Grace Baptist Church

View Original

Body shaming, New Year's diets and the Bible

There was an issue that got a surprising amount of attention in last year’s U.S. Presidential election. And I don’t think I’ve ever heard it mentioned in political debates before. I’m not talking about taxes, or immigration, or public debt or reviving the economy. The issue was the human body. ‘Body shaming’ made its way into the race for political office as people discussed whether it was appropriate for a would-be President to refer to people’s weight in such demeaning terms. Now that the election is over people are thinking about the human body for other reasons. Many of us overate during the holidays and are pondering New Year’s resolutions and gym memberships. Recent studies indicate that a person’s theology of the body – what they believe about the nature of the human body – has a big impact on how they feel about their own body. With all of the negative messages our culture sends about body image, clear biblical thinking in this area could surely help all of us.

Let’s start with the studies. Last fall, Christianity Today reported on a Biola University study that showed that people who saw their body as just something we live in here on this earth or who saw their body as sinful or less important to God than their soul, reported higher feelings of body shame. By contrast, people who believe that their body was created by God, indwelt by His Spirit and a means to glorify and honour Him, had a greater appreciation of their body. Another study showed that the conviction that the body is sacred, corresponded to “fewer abnormal eating concerns and higher body satisfaction.” As in all areas of life, what you believe matters.

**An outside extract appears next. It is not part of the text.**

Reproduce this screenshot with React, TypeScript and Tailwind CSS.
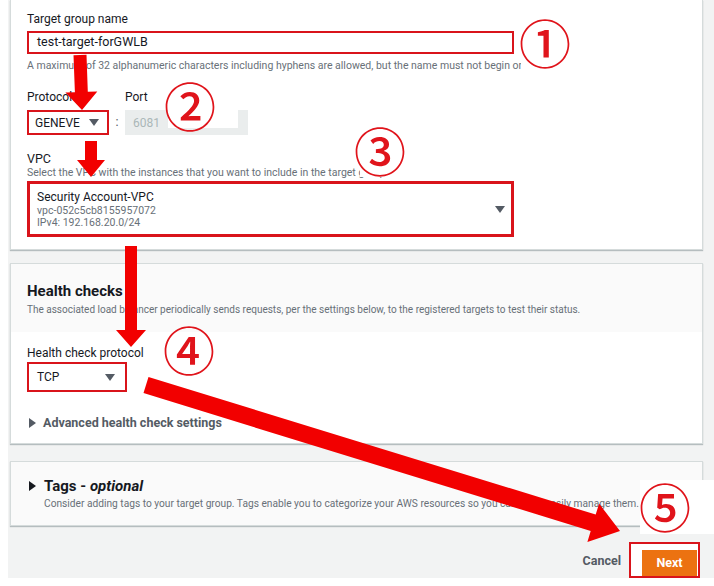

You’re bombarded every day with images and statements about the human body, but are you clear on what the Bible teaches?

  1. God formed your body wonderfully! David famously said, “You knitted me together in my mother’s womb. I praise you, for I am fearfully and wonderfully made” (Psalm 139:13-14). His point wasn’t just to tell God that He did a particularly good job with his body. David was recognizing that God created each one of us. So no matter how many times I bump my head on doorways, I need to pause and recognize that God made me this way and He did so with a wonderful purpose.
  2. ‘Healthy eyes’ are critical for healthy bodies. Jesus taught that “The eye is the lamp of the body. So, if your eye is healthy, your whole body will be full of light, but if your eye is bad, your whole body will be full of darkness” (Matthew 6:22-23). Jesus wasn’t warning about the danger of people who needed glasses but rather encouraging us to guard the moral compass that our eyes are to us. What we expose ourselves to with our eyes affects us.
  3. The physical body of every Christian has been made sacred through the Holy Spirit. The Bible asks, “Or do you not know that your body is a temple of the Holy Spirit within you, whom you have from God?” (1 Corinthians 6:19). When we read the Old Testament regulations about the tabernacle or the temple and all that the people had to go through to prepare a sacred space for God to dwell in the midst of His people, we realize with awe and wonder, ‘God’s Spirit dwells in my body now!’
  4. The Bible commends feasting, fasting and self-control and a healthy Christian should be growing in all three. Jesus was without sin and yet was attacked by His critics as a “glutton and a drunkard” (Luke 7:33). While the accusations were unfair, He earned the reputation at the many dinners and banquets He attended in His ministry to the lost. The early church faced similar attacks from false teachers who required “abstinence from foods that God created to be received with thanksgiving by those who believe and know the truth” (1 Timothy 4:3). And yet Paul taught that self control was a fruit of the Spirit (Galatians 5:23) and Jesus said that His disciples would fast (Matthew 9:14-15).
  5. God calls us to offer our bodies to Him in on-going sacrifice as an act of worship. The Bible says, “I appeal to you therefore, brothers, by the mercies of God, to present your bodies as a living sacrifice, holy and acceptable to God, which is your spiritual worship” (Romans 12:1). Worship is not just a song we sing on Sunday but a life we live in devotion to God all week long.
  6. The after-life will one day include the resurrection of our bodies. People sometimes think that after death we will wander around heaven as body-less spirit beings forever. But the Bible promises that one day we will receive new, resurrected bodies (1 Corinthians 15:42-44) to enjoy the new heavens and the new earth that God creates.

In a world that both idolizes as well as degrades the human body, I think we need to remind ourselves of these truths more than ever. And our children need this vital vision of the body God has given us to rescue them from body shaming, eating disorders and unhealthy body image.